Single out the lines of the material that contain "React" and copy them.
# # # #
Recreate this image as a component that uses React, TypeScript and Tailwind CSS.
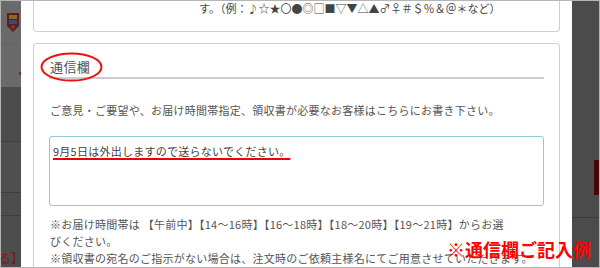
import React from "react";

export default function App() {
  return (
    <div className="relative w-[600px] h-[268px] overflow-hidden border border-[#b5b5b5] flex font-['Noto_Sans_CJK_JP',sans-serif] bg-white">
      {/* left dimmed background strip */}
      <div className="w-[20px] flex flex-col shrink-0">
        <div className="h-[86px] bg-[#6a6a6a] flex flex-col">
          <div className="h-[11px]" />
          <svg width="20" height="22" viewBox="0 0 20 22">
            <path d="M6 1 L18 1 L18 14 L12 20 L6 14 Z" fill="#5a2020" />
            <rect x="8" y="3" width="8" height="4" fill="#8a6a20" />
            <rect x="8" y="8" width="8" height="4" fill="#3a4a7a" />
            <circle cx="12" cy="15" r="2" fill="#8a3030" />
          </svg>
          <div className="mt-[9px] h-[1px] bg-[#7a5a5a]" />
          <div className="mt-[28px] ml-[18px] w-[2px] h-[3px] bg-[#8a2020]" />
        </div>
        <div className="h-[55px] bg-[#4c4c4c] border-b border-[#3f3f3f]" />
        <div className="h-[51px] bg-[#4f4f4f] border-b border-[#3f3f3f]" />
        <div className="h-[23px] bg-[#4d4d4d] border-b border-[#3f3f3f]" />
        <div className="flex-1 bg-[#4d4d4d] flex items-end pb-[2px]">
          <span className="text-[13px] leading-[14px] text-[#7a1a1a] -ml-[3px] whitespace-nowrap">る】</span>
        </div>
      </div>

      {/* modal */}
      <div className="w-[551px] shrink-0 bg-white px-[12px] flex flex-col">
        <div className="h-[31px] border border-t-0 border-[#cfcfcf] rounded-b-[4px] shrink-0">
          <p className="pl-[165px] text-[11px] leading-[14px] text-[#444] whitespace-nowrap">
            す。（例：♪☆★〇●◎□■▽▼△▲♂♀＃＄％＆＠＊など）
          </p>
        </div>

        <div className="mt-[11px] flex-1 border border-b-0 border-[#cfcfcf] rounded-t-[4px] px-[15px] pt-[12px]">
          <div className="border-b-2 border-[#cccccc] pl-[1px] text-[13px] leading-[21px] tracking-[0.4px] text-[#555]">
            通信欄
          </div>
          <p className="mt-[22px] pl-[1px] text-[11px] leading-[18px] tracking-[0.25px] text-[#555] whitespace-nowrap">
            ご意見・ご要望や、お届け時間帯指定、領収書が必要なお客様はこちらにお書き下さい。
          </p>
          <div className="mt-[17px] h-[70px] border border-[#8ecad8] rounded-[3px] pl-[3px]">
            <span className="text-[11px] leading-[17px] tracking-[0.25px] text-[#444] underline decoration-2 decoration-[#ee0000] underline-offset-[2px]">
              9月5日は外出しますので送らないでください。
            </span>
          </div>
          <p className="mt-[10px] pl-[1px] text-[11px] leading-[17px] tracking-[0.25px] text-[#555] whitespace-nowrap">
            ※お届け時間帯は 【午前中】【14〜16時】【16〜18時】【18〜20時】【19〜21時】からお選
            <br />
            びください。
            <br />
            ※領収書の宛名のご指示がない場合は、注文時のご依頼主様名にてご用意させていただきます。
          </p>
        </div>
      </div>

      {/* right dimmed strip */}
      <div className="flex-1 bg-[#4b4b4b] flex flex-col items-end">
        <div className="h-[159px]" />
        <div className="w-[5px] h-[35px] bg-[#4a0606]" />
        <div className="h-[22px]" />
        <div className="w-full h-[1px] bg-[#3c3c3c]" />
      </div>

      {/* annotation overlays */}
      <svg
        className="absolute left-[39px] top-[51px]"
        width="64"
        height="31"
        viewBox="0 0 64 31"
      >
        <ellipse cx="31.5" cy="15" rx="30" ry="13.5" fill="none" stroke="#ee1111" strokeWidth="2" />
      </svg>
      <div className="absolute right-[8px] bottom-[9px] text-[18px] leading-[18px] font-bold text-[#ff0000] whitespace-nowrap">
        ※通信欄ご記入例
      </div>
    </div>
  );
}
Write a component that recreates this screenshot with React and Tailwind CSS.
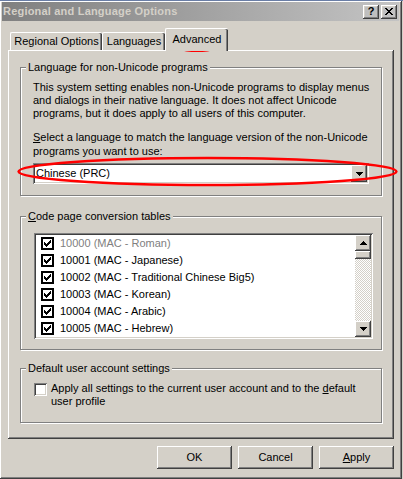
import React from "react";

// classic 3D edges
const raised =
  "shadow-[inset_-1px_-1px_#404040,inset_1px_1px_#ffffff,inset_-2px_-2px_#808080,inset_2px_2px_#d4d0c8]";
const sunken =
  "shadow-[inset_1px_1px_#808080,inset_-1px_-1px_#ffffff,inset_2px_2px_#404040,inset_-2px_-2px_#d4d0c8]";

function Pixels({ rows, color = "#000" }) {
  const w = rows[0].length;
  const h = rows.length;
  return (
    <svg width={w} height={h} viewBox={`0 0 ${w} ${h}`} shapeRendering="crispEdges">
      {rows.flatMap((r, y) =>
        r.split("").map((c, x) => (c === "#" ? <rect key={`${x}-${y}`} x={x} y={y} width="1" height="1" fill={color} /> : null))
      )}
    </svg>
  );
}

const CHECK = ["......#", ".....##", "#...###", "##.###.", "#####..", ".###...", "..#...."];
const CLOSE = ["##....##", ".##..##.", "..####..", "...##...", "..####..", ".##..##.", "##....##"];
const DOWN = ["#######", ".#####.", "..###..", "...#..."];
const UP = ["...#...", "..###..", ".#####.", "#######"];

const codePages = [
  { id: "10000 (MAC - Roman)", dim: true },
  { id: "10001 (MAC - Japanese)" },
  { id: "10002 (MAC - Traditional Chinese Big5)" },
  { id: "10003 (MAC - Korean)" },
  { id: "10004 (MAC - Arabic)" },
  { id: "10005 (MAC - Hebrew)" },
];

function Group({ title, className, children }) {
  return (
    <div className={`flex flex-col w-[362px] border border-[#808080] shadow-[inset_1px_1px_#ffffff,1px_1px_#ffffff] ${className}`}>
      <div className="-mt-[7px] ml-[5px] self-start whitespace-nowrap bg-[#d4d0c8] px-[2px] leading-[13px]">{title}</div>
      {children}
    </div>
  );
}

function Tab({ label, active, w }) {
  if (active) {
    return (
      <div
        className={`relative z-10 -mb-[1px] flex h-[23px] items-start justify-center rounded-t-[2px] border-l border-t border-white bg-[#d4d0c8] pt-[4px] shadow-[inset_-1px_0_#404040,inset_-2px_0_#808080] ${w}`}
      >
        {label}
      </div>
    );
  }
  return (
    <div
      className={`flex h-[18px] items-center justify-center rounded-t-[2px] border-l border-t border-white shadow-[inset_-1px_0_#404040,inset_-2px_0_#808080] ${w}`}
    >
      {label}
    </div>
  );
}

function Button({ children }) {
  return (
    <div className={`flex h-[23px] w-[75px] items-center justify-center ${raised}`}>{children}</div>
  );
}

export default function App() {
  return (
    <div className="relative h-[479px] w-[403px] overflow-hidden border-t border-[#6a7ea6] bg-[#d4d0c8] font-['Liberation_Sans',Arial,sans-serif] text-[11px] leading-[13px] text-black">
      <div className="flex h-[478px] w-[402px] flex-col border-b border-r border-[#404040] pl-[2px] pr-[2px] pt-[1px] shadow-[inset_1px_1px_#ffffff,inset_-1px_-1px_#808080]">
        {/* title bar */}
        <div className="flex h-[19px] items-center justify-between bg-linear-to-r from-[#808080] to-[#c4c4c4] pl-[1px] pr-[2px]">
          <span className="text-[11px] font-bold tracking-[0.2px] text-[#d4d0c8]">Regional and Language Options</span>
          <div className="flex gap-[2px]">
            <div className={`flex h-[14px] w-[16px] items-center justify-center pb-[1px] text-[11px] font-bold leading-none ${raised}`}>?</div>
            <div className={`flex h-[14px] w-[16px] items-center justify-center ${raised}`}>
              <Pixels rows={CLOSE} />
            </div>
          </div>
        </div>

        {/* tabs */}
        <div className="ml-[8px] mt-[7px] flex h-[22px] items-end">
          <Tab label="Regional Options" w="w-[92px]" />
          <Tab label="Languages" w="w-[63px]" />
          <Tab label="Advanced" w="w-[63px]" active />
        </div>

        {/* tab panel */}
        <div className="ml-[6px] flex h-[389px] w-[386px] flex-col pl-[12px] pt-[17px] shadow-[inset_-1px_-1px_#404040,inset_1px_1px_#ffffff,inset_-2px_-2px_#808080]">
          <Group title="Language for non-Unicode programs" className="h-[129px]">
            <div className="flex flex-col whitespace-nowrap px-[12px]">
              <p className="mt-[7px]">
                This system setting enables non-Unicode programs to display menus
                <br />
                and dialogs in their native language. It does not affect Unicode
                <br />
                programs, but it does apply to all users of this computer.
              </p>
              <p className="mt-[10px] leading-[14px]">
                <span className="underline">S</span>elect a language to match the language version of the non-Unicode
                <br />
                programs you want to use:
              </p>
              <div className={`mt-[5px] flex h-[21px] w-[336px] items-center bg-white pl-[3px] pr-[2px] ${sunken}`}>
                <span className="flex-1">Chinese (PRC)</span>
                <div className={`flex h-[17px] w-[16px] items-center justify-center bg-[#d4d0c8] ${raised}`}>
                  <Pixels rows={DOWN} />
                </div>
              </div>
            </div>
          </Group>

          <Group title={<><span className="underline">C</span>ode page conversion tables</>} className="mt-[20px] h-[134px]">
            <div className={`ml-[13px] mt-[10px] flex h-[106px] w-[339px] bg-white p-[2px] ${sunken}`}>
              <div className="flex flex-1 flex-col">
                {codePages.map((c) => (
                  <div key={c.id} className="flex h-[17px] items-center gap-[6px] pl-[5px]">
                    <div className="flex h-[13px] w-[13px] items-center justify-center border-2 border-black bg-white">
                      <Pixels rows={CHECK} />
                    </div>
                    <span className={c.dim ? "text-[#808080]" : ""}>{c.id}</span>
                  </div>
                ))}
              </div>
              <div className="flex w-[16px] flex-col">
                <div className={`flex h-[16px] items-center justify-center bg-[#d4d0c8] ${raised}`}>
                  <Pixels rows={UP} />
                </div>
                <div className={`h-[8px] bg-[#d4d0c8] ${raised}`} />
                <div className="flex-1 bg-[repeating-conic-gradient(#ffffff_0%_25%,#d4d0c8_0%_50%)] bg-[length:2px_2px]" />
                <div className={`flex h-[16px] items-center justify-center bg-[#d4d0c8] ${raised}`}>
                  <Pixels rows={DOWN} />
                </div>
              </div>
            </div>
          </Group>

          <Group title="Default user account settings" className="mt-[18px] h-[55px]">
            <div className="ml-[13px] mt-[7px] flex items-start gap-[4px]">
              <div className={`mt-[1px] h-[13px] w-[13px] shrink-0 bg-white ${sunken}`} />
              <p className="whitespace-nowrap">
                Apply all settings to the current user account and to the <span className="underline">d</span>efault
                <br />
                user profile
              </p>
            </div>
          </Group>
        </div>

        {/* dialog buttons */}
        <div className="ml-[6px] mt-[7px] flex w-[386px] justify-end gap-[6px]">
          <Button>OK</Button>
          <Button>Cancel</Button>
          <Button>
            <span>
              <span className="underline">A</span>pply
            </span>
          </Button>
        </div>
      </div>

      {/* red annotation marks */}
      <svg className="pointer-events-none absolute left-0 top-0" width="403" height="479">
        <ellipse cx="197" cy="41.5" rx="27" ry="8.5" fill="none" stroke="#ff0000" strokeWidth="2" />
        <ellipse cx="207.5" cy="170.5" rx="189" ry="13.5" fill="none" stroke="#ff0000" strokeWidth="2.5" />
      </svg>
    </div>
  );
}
# # # #
## OUTPUT OF THE TASK:
Recreate this image as a component that uses React, TypeScript and Tailwind CSS.
import React from "react";
Write a component that recreates this screenshot with React and Tailwind CSS.
import React from "react";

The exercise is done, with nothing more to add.